Now, having introduced these unknown things and their algebraic properties... what's the point? Clearly, these things aren't regular numbers--do they correspond to anything familiar?

Yes!

It turns out that a and b behave exactly like (and thus, mathematically are) the generators of the braid group of order 3. In other words, If you have three parallel pieces of string, a is the name we give to twisting the first and second strings in a particular direction; b is the name we give to twisting the second and third strings in the same direction; /a and /b are the names we give to twisting those same pairs of strings in the opposite direction; and any three-strand braid can be algebraically described by some sequence of a's, b's, and their inverses. 1--the multiplicative identity--represents a section of straight, untwisted string. a/a = 1 because twisting a pair of strings and then untwisting it results in... untwisted, straight string. Same with /aa, b/b, and /bb. A typical braided hair ponytail is just a sequence a/ba/b, repeated over and over... or b/ab/a, to get the chevrons pointed in the other direction. Multiplying a's and b's together is not commutative because a twist in the first and second strands shares a strand with a twist in the second and third strands, so you can't slide them past each other to change their order.
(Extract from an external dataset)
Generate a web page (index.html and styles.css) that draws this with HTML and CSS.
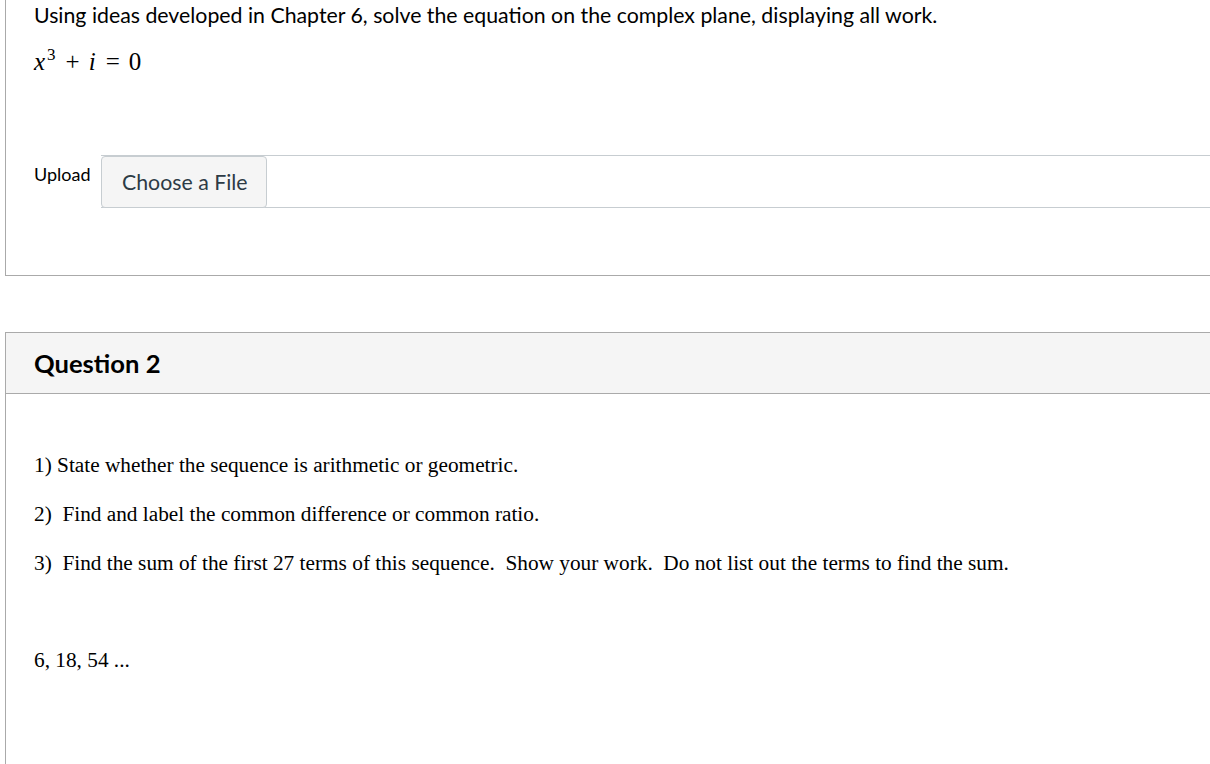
FILE: index.html
```html
<!DOCTYPE html>
<html>
<head>
<meta charset="utf-8">
<link rel="stylesheet" href="styles.css">
</head>
<body>
<div class="page">
  <section class="q1">
    <p class="prompt">Using ideas developed in Chapter 6, solve the equation on the complex plane, displaying all work.</p>
    <p class="math"><span class="mi">x</span><sup class="sup">3</sup><span class="op">+</span><span class="mi">i</span><span class="op">=</span><span class="mn">0</span></p>
    <div class="upload">
      <span class="upload-label">Upload</span>
      <div class="file-field">
        <span class="file-btn">Choose a File</span>
      </div>
    </div>
  </section>

  <section class="q2">
    <header class="q2-head"><h2>Question 2</h2></header>
    <div class="q2-body">
      <p class="line first">1) State whether the sequence is arithmetic or geometric.</p>
      <p class="line">2)&nbsp; Find and label the common difference or common ratio.</p>
      <p class="line">3)&nbsp; Find the sum of the first 27 terms of this sequence.&nbsp; Show your work.&nbsp; Do not list out the terms to find the sum.</p>
      <p class="line seq">6, 18, 54 ...</p>
    </div>
  </section>
</div>
</body>
</html>
```

FILE: styles.css
```css
html, body {
  margin: 0;
  padding: 0;
  background: #fff;
  overflow: hidden;
}
body {
  font-family: Lato, "Liberation Sans", sans-serif;
  color: #000;
}
.page {
  margin-left: 5px;
  width: 1260px;
  height: 764px;
  display: flex;
  flex-direction: column;
}
.q1 {
  border-left: 1px solid #aaaaaa;
  border-bottom: 1px solid #aaaaaa;
  height: 276px;
  flex: none;
  padding-left: 28px;
  box-sizing: border-box;
}
.prompt {
  margin: 0;
  padding-top: 2px;
  font-size: 21.3px;
  line-height: 26px;
}
.math {
  margin: 20px 0 0;
  font-family: "Liberation Serif", "Times New Roman", serif;
  font-size: 25px;
  line-height: 28px;
  display: flex;
  align-items: baseline;
}
.mi {
  font-style: italic;
}
.sup {
  font-size: 17px;
  position: relative;
  top: -10px;
  margin-left: 2px;
  vertical-align: baseline;
}
.op {
  margin: 0 9px 0 10px;
}
.upload {
  display: flex;
  align-items: flex-start;
  margin-top: 76px;
}
.upload-label {
  font-size: 18px;
  line-height: 22px;
  margin-top: 8px;
  width: 67px;
}
.file-field {
  flex: 1;
  border-top: 1px solid #c7cdd1;
  border-bottom: 1px solid #c7cdd1;
  height: 51px;
  display: flex;
}
.file-btn {
  box-sizing: border-box;
  width: 166px;
  height: 52px;
  background: #f5f5f5;
  border: 1px solid #c7cdd1;
  border-radius: 4px;
  color: #2d3b45;
  font-size: 21.3px;
  display: flex;
  align-items: center;
  padding-left: 20px;
}
.q2 {
  margin-top: 56px;
  border-top: 1px solid #aaaaaa;
  border-left: 1px solid #aaaaaa;
  flex: 1;
  min-height: 0;
}
.q2-head {
  background: #f5f5f5;
  height: 60px;
  border-bottom: 1px solid #aaaaaa;
  padding-left: 28px;
  display: flex;
  align-items: center;
}
.q2-head h2 {
  margin: 0;
  font-size: 25.6px;
  font-weight: 700;
  line-height: 30px;
}
.q2-body {
  padding-left: 28px;
  padding-top: 59px;
  font-family: "Liberation Serif", "Times New Roman", serif;
  font-size: 21.3px;
}
.line {
  margin: 0 0 25px;
  line-height: 24px;
}
.seq {
  margin-top: 73px;
}
```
Adding c gives you the three generators of the braid group of order 4--that is, a way to describe braids with 4 strings. So, why does c commute with a? Because a twist in strings one and two doesn't share any strands with a twist in strings three and four! So, you can slide them back and forth along their respective pairs of strings to change their linear order.